- Born: September 1, 1979 (age 46) São Paulo city, São Paulo, Brazil
- Occupations: Professor, researcher, scientist and author

Academic background
- Education: B.S., Computer Science M.S., Computer Science Ph.D., Information Engineering
- Alma mater: University of São Paulo Osaka University
- Doctoral advisor: Prof. Riichiro Mizoguchi.

Academic work
- Institutions: Harvard University Carnegie Mellon University Osaka University University of São Paulo
- Main interests: Artificial Intelligence in Education, Gamification in Education, Educational Technologies, Educational Public Policies, and Connected Open Data
- Website: https://sites.icmc.usp.br/sisotani/

= Seiji Isotani =

Japanese-Brazilian computer scientist, researcher (born 1979)

Seiji Isotani (磯谷 セイジ) (born 1979 in São Paulo city, São Paulo) is a Brazilian scientist specializing in the areas of artificial intelligence applied to education, particularly intelligent tutoring systems, gamification, and educational technologies. He is a visiting full professor in education at Harvard University and a full professor in computer science and educational technologies at the University of São Paulo. (Universidade de São Paulo, USP) since 2019,

Isotani's research focuses on advancing the science of how people learn with interactive and intelligent educational technologies. He is recognized for his research aimed at democratizing access to the benefits of technology to serve underprivileged populations. With over two hundred published scientific articles, he is listed among the most influential Latin American researchers in his fields of expertise. Since 2017, he has been working as a technical-scientific advisor in the design and implementation of various projects and public policies related to evidence-based educational technologies with the Ministry of Education of Brazil. In 2022, he was elected a member of the executive committee of the International Society of Artificial Intelligence in Education, becoming the first Latin American to hold such a position, and in 2025 he became President Elect of the society. In 2023, he became an Affiliate Faculty at the Berkman Klein Center for Internet and Society at Harvard University.

== Education ==
Isotani holds a bachelor's degree in Computer Science from the Institute of Mathematics and Statistics at the University of São Paulo. In 2005, he defended his master's dissertation in the field of interactive and intelligent technologies supporting the teaching of mathematics. The dissertation, titled "Development of tools in iGeom: using dynamic geometry in face-to-face and distance education," introduced a significant innovation with the creation of an algorithm for automatic exercise correction. This work was recognized as the best in the country in the field of computer science in education and received an award during the Brazilian Symposium on Computer Science in Education in 2006.

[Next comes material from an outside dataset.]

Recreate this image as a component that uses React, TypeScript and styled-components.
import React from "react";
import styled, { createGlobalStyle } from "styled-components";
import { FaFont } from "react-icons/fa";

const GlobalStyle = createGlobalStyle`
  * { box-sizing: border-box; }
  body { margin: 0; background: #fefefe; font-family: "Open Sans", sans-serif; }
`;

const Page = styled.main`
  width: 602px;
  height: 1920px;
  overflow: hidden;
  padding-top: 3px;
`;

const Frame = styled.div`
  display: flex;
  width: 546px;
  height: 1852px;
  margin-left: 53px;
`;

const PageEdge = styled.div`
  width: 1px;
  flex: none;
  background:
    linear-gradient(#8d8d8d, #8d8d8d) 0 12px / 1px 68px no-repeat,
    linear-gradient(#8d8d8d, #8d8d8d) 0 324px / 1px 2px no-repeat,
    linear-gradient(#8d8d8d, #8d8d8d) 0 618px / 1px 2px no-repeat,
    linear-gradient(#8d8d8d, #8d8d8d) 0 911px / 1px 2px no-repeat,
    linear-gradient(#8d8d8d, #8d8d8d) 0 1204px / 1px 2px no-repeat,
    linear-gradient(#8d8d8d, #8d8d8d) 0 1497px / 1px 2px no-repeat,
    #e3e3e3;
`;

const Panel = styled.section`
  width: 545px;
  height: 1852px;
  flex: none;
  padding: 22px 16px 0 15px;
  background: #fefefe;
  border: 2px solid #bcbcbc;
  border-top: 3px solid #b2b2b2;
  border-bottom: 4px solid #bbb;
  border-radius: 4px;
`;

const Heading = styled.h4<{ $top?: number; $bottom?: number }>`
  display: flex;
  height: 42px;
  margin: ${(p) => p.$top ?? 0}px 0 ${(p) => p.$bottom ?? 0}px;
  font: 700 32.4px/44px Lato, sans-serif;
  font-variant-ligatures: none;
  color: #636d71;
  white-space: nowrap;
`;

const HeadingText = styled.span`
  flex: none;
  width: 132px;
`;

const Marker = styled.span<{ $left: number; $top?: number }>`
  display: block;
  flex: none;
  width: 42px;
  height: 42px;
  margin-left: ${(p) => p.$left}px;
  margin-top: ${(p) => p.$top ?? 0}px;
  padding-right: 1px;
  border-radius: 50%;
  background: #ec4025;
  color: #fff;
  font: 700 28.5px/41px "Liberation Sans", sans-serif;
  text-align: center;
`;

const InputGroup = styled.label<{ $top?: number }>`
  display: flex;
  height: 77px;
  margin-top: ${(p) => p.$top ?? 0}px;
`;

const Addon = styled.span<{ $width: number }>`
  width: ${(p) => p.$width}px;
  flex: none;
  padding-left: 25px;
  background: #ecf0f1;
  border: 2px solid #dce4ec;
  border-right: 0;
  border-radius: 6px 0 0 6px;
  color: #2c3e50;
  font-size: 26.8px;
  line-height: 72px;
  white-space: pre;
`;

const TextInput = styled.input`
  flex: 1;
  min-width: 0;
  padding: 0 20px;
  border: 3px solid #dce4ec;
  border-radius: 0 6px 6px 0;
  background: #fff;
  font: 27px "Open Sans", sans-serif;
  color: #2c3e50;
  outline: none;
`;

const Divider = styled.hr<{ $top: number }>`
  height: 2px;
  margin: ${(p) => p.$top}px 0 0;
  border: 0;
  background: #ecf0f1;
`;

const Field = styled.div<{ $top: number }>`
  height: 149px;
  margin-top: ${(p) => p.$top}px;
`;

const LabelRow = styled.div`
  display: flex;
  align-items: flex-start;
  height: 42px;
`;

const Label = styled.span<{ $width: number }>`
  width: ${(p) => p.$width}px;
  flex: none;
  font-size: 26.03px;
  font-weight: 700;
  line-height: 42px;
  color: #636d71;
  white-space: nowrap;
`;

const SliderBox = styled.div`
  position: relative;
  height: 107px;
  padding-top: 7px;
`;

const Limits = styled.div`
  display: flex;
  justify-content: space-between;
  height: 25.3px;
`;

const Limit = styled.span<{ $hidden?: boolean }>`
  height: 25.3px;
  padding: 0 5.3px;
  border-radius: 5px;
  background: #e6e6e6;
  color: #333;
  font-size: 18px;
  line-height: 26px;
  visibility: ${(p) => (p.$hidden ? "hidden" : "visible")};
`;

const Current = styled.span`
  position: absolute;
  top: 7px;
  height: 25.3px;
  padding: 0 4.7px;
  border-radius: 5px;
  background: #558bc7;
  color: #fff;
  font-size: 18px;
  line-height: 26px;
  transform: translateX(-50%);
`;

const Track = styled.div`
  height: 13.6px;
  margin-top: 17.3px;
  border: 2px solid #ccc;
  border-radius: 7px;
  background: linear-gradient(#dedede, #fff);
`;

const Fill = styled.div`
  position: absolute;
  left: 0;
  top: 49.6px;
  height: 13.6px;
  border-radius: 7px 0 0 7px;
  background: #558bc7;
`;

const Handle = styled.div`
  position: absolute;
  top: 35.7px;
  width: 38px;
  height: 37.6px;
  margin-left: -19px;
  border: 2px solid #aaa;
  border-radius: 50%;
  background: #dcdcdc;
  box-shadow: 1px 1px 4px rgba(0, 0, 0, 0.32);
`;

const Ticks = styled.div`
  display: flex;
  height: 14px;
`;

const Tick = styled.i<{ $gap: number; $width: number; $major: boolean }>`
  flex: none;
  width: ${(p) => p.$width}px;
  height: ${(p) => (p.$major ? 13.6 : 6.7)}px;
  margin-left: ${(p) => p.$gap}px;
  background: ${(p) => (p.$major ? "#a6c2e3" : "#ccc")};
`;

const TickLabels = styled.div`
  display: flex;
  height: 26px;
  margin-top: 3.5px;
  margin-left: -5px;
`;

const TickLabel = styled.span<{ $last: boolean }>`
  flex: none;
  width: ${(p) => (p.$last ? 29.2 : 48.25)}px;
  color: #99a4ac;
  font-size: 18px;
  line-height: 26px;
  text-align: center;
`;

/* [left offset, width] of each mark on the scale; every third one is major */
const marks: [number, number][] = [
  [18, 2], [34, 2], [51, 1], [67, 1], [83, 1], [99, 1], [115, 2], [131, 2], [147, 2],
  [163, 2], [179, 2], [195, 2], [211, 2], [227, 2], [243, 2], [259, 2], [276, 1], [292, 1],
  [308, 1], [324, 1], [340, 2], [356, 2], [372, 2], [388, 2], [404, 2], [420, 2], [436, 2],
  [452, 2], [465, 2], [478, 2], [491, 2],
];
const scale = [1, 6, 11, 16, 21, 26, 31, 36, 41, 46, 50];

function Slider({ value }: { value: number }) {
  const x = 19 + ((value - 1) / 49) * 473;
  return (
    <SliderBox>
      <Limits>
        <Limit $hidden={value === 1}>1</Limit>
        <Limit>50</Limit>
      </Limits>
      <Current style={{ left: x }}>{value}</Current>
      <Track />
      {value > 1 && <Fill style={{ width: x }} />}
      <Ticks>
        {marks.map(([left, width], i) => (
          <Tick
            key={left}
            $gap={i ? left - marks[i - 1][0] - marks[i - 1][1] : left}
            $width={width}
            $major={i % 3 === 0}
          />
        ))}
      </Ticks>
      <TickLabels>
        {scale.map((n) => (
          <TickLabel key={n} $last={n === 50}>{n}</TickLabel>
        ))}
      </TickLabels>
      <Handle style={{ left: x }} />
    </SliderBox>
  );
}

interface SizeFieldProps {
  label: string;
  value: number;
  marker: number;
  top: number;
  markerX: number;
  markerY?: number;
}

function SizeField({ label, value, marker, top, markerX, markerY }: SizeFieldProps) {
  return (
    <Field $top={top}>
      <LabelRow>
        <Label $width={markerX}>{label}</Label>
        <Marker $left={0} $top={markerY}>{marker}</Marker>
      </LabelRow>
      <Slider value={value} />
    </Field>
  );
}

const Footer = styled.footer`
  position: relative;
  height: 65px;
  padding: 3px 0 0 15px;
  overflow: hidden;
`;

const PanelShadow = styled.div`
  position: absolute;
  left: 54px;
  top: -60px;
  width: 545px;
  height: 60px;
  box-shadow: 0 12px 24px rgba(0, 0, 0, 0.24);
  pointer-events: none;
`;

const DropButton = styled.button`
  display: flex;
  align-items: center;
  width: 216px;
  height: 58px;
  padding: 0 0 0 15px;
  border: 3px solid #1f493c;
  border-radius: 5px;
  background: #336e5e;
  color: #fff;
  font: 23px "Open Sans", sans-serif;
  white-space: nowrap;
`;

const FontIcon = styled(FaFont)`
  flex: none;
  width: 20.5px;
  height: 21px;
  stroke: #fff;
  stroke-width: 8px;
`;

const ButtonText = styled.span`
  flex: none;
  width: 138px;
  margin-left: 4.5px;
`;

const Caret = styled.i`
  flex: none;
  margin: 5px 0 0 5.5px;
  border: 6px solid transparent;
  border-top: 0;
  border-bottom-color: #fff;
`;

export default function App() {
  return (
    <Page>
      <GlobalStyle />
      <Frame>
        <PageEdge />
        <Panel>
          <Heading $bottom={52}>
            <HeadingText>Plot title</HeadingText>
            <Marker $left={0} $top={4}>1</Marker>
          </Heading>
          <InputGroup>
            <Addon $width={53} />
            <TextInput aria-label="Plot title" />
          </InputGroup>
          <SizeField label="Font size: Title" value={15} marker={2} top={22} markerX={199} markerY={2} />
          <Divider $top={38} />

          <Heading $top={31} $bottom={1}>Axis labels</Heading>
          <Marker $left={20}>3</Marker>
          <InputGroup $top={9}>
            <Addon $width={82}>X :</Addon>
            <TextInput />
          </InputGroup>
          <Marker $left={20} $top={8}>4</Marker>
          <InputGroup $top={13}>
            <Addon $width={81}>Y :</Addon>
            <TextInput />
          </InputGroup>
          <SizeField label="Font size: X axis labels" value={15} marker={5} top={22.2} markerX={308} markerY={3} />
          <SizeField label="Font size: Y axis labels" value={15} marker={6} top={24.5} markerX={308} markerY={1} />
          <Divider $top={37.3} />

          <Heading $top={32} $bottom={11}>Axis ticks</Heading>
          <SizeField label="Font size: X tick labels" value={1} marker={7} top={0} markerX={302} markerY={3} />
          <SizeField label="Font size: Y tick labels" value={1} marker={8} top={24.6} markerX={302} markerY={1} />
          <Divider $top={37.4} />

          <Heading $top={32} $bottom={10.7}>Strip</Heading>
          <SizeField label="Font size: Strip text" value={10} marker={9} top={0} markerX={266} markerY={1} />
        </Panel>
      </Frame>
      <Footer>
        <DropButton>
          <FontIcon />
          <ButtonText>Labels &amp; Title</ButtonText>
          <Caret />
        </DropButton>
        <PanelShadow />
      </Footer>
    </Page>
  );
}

Isotani continued his research in Artificial Intelligence in Education (AIED) at Osaka University, Japan. His doctoral research, funded by IBM Research and the Japan Foundation, focused on modeling the knowledge necessary to understand the dynamics of collaborative learning. The goal was to create intelligent systems to support the design, implementation, and evaluation of collaborative activities for educational purposes. This achievement was awarded in the ACM Student Research Competition in 2007. In 2007, Isotani received the Upsilon Pi Epsilon Academic Achievement Award from the IEEE Computer Society (Upsilon Pi Epsilon / IEEE Computer Society Award for Academic Achievement). In 2009, he earned a Ph.D. in Information Engineering with the thesis "An Ontological Engineering Approach to Computer-Supported Collaborative Learning". In 2014, he obtained the title of livre-docente with the thesis "Contributions to Computer Science Applied to Education".

== Career ==
After completing his Ph.D., Isotani was hired as a postdoctoral researcher at the Human-Computer Interaction Institute at Carnegie Mellon University to work with Prof. Bruce M. McLaren on the project "Exploring the Learning Benefits of Erroneous Examples and Their Dynamic Adaptations Within the Context of Middle School Mathematics".

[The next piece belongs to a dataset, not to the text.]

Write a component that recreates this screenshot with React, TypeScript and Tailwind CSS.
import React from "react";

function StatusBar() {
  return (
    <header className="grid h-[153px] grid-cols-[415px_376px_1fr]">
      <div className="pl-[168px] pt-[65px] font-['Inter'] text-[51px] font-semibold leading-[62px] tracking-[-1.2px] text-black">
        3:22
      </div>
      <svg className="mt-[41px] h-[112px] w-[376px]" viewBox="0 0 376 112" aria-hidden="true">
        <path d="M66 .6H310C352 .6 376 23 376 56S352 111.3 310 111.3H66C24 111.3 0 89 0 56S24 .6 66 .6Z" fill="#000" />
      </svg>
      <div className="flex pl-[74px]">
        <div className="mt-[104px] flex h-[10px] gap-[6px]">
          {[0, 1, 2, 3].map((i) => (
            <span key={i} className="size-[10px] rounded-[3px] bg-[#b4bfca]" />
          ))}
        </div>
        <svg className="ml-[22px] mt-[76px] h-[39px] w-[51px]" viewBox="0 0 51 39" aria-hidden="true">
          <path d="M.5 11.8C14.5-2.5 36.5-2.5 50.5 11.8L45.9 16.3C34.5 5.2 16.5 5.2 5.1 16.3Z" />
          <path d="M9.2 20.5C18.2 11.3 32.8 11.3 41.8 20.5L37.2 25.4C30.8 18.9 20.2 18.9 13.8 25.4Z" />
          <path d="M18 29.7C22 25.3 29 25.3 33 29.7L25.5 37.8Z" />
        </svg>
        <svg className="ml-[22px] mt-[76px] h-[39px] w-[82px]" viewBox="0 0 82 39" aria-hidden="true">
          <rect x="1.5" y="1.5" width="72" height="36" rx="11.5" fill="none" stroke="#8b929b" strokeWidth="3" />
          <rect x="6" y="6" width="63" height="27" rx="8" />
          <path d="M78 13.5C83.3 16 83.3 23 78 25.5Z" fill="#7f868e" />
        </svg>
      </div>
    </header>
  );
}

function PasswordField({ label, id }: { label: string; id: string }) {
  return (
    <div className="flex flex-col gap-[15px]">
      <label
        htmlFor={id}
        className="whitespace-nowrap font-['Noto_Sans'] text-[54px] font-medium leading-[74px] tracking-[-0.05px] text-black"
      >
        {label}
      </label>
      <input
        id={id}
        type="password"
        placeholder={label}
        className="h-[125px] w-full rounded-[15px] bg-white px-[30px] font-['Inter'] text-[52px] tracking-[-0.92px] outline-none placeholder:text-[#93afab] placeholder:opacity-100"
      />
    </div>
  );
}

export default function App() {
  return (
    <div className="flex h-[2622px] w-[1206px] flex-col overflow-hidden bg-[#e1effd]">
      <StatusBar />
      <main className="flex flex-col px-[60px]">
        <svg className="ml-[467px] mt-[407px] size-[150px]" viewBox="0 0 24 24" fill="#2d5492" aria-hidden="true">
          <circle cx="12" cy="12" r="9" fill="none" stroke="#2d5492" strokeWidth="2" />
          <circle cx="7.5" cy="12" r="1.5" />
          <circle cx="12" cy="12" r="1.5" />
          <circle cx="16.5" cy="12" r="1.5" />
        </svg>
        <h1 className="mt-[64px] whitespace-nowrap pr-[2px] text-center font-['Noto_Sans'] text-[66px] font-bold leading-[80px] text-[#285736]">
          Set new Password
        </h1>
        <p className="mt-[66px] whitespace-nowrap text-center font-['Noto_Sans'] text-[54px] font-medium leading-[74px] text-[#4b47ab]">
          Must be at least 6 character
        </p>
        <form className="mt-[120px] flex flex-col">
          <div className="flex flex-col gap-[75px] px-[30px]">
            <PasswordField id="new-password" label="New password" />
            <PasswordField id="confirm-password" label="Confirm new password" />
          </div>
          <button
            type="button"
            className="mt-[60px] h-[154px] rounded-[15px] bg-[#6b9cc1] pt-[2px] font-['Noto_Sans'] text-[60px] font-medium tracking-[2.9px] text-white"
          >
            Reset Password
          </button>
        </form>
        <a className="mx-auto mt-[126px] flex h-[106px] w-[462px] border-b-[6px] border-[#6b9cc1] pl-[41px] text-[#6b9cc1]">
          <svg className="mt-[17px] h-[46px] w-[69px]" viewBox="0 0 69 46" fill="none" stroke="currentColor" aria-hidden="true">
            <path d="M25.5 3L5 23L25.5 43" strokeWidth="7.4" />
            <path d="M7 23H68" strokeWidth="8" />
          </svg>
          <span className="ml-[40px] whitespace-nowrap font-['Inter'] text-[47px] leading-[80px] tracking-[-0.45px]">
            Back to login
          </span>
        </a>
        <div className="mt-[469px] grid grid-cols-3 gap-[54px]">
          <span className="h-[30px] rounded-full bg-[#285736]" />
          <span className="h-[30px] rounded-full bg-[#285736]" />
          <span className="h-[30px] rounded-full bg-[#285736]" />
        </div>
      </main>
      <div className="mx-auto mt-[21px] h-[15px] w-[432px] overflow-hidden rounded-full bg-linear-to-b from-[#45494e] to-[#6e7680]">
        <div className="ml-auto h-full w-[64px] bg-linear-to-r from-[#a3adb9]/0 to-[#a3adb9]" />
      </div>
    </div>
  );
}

During this period, he was an active member of the Pittsburgh Science of Learning Center.

In 2011, Isotani returned to Brazil as an assistant professor affiliated with the Department of Computer Systems at the Institute of Mathematical and Computer Sciences at University of São Paulo in São Carlos. During this time, he played a role in founding two research laboratories: the Laboratory of Computing Applied to Education and Advanced Social Technology at University of São Paulo, and the Center of Excellence in Social Technologies (NEES) at the Federal University of Alagoas.

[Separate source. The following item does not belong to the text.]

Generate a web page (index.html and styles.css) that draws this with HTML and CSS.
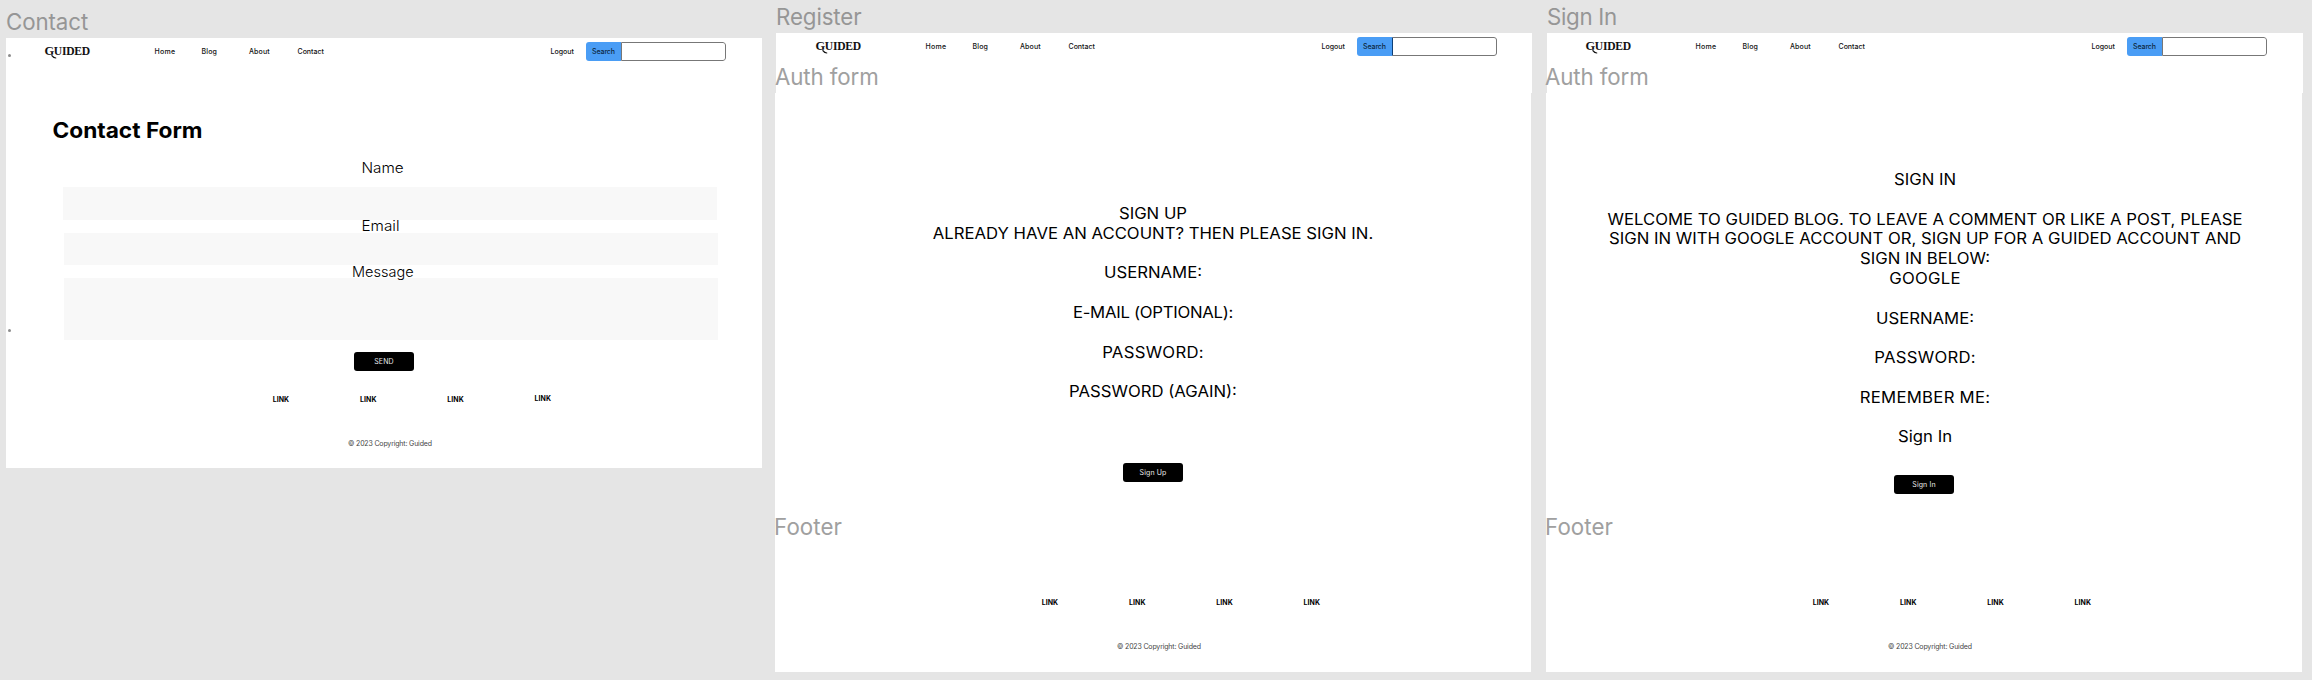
FILE: index.html
```
<!DOCTYPE html>
<html lang="en">
<head>
<meta charset="utf-8">
<title>Guided – Contact, Register, Sign In</title>
<link rel="stylesheet" href="styles.css">
</head>
<body>
<main class="canvas">

  <section class="frame frame-contact">
    <h2 class="label label-frame">Contact</h2>
    <i class="dot dot-top"></i>
    <i class="dot dot-side"></i>
    <header class="topbar">
      <div class="logo"><span class="logo-g">G</span>UIDED<svg class="logo-tail" viewBox="0 0 6 4"><path d="M0.6 0.2C1.6 1.4 2 3.2 5.2 3" fill="none" stroke="#111" stroke-width="1.2"/></svg></div>
      <a class="home">Home</a><a class="blog">Blog</a><a class="about">About</a><a>Contact</a><a>Logout</a>
      <div class="search"><span class="search-btn">Search</span><span class="search-input"></span></div>
    </header>
    <form class="contact-form">
      <h1 class="heading">Contact Form</h1>
      <div class="field-label name">Name</div>
      <div class="field field-name"></div>
      <div class="field-label email">Email</div>
      <div class="field field-email"></div>
      <div class="field-label message">Message</div>
      <div class="field field-message"></div>
      <div class="btn btn-send">SEND</div>
    </form>
    <footer class="footer">
      <nav class="links"><a>LINK</a><a>LINK</a><a>LINK</a><a class="raised">LINK</a></nav>
      <p class="copyright">© 2023 Copyright: Guided</p>
    </footer>
  </section>

  <section class="frame frame-register">
    <h2 class="label label-frame">Register</h2>
    <header class="topbar">
      <div class="logo"><span class="logo-g">G</span>UIDED<svg class="logo-tail" viewBox="0 0 6 4"><path d="M0.6 0.2C1.6 1.4 2 3.2 5.2 3" fill="none" stroke="#111" stroke-width="1.2"/></svg></div>
      <a class="home">Home</a><a class="blog">Blog</a><a class="about">About</a><a>Contact</a><a>Logout</a>
      <div class="search search-dark"><span class="search-btn">Search</span><span class="search-input"></span></div>
    </header>
    <div class="auth">
      <h3 class="label label-auth">Auth form</h3>
      <div class="copy">
        <p>SIGN UP</p>
        <p>ALREADY HAVE AN ACCOUNT? THEN PLEASE SIGN IN.</p>
        <p class="gap">USERNAME:</p>
        <p class="gap tight">E-MAIL (OPTIONAL):</p>
        <p class="gap wide">PASSWORD:</p>
        <p class="gap">PASSWORD (AGAIN):</p>
      </div>
      <div class="btn btn-signup">Sign Up</div>
      <h3 class="label label-footer">Footer</h3>
      <footer class="footer">
        <nav class="links"><a>LINK</a><a>LINK</a><a>LINK</a><a class="raised">LINK</a></nav>
        <p class="copyright">© 2023 Copyright: Guided</p>
      </footer>
    </div>
  </section>

  <section class="frame frame-signin">
    <h2 class="label label-frame">Sign In</h2>
    <header class="topbar">
      <div class="logo"><span class="logo-g">G</span>UIDED<svg class="logo-tail" viewBox="0 0 6 4"><path d="M0.6 0.2C1.6 1.4 2 3.2 5.2 3" fill="none" stroke="#111" stroke-width="1.2"/></svg></div>
      <a class="home">Home</a><a class="blog">Blog</a><a class="about">About</a><a>Contact</a><a>Logout</a>
      <div class="search"><span class="search-btn">Search</span><span class="search-input"></span></div>
    </header>
    <div class="auth">
      <h3 class="label label-auth">Auth form</h3>
      <div class="copy">
        <p>SIGN IN</p>
        <p class="gap">WELCOME TO GUIDED BLOG. TO LEAVE A COMMENT OR LIKE A POST, PLEASE</p>
        <p>SIGN IN WITH GOOGLE ACCOUNT OR, SIGN UP FOR A GUIDED ACCOUNT AND</p>
        <p>SIGN IN BELOW:</p>
        <p class="wide">GOOGLE</p>
        <p class="gap">USERNAME:</p>
        <p class="gap wide">PASSWORD:</p>
        <p class="gap wide">REMEMBER ME:</p>
        <p class="gap">Sign In</p>
      </div>
      <div class="btn btn-signin">Sign In</div>
      <h3 class="label label-footer">Footer</h3>
      <footer class="footer">
        <nav class="links"><a>LINK</a><a>LINK</a><a>LINK</a><a class="raised">LINK</a></nav>
        <p class="copyright">© 2023 Copyright: Guided</p>
      </footer>
    </div>
  </section>

</main>
</body>
</html>
```
FILE: styles.css
```
* { box-sizing: border-box; margin: 0; padding: 0; }
body { font-family: Inter, "Liberation Sans", sans-serif; color: #000; background: #e5e5e5; }
.canvas { position: relative; width: 2312px; height: 680px; background: #e5e5e5; overflow: hidden; }

/* Artboards on the free canvas */
.frame { position: absolute; width: 756px; display: flex; flex-direction: column; }
.frame-contact { left: 6px; top: 38px; height: 430.3px; background: #fff; }
.frame-register { left: 776px; top: 33px; height: 638.7px; }
.frame-signin { left: 1547px; top: 33px; height: 638.7px; }

/* Artboard names */
.label { position: absolute; font-size: 22.3px; line-height: 26px; font-weight: 400; color: #969696; white-space: nowrap; letter-spacing: -0.1px; }
.label-frame { left: 0; top: -29px; }
.frame-signin .label-frame { letter-spacing: -0.3px; }
.label-auth { left: 0; top: -29px; color: #a0a0a0; }
.frame-signin .label-auth { left: -1px; }
.label-footer { left: -1px; top: 421px; color: #a0a0a0; letter-spacing: 0.1px; }

.dot { position: absolute; width: 3px; height: 3px; border-radius: 50%; background: #8c8c8c; }
.dot-top { left: 1.5px; top: 16px; }
.dot-side { left: 1.5px; top: 291px; }

/* Top bar */
.topbar { display: grid; grid-template-columns: 110px 47px 47.5px 48.5px 253px 35.5px 139.5px; align-items: center; height: 27px; padding-left: 38.5px; font-size: 7px; line-height: 9px; font-weight: 450; color: #111; flex: none; }
.frame-register .topbar, .frame-signin .topbar { height: 60px; padding-bottom: 33px; background: #fff; }
.frame-register .topbar { padding-left: 39.5px; }
.home { letter-spacing: 0.3px; }
.blog, .about { letter-spacing: 0.15px; }
.logo { position: relative; font: bold 11.6px/14px "Liberation Serif", serif; letter-spacing: -0.3px; white-space: nowrap; }
.logo-g { font-size: 12.4px; }
.logo-tail { position: absolute; left: 6px; top: 11px; width: 6px; height: 4px; }
.search { display: flex; height: 19px; border-radius: 3px; overflow: hidden; }
.search-btn { width: 35px; padding-left: 6px; line-height: 19px; background: #4a9df5; letter-spacing: -0.1px; color: #0c2740; }
.search-input { flex: 1; border: 1px solid #777; border-radius: 0 3px 3px 0; background: #fff; }
.search-dark .search-input { border-left-color: #0f3f75; }

/* Contact form */
.contact-form { width: 756px; padding-top: 52.5px; }
.heading { padding-left: 46.5px; font-size: 21.4px; line-height: 24px; font-weight: 700; transform: scaleX(1.06); transform-origin: 46.5px 50%; }
.field-label { position: relative; padding-left: 355.5px; font-size: 14.5px; line-height: 16px; font-weight: 350; transform: scaleX(1.055); transform-origin: 355.5px 50%; }
.name { margin-top: 18px; }
.field { width: 654px; height: 32px; margin-left: 58px; background: #f8f8f8; }
.field-name { height: 32.5px; margin: 11.5px 0 0 57px; }
.email { margin-top: -1.5px; }
.field-email { margin-top: -1px; }
.message { margin-top: -1.5px; padding-left: 346px; transform: none; }
.field-message { height: 62px; margin-top: -1.5px; }
.btn { display: flex; align-items: center; justify-content: center; width: 60px; height: 18.6px; border-radius: 3px; background: #000; color: #e8e8e8; font-size: 7px; letter-spacing: 0.1px; }
.btn-send { margin: 12px 0 0 348px; }

/* Auth body */
.auth { position: relative; display: flex; flex-direction: column; width: 756px; height: 578.7px; margin-left: -1px; background: #fff; }
.copy { text-align: center; font-size: 15.7px; line-height: 19.8px; font-weight: 430; letter-spacing: 0; white-space: nowrap; transform: scaleX(1.065); }
.frame-register .copy { padding-top: 111.1px; }
.frame-signin .copy { padding: 77.1px 0 0 2px; }
.gap { margin-top: 19.8px; }
.tight { letter-spacing: -0.25px; }
.wide { letter-spacing: 0.25px; }
.btn-signup { margin: 61.3px 0 0 348px; }
.btn-signin { margin: 28.2px 0 0 348px; }

/* Footer */
.footer { margin-top: auto; padding-bottom: 20.5px; font-size: 7px; line-height: 9px; }
.links { display: grid; grid-template-columns: repeat(4, 87.3px); padding-left: 266.7px; font-weight: 700; letter-spacing: 0.05px; }
.raised { margin-top: -0.5px; }
.copyright { margin-top: 35.2px; padding-left: 342px; color: #444; letter-spacing: -0.17px; }
```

In his role as a visiting professor at Harvard University, Seiji Isotani focuses on the integration of AI within educational technologies. His notable project, AIED Unplugged, aims to bridge the digital divide by making AI tools accessible in resource-limited settings, positively impacting over 266,000 students across Brazil, Mexico, and the Philippines. Additionally, his research includes the use of gamification to enhance student engagement and learning outcomes.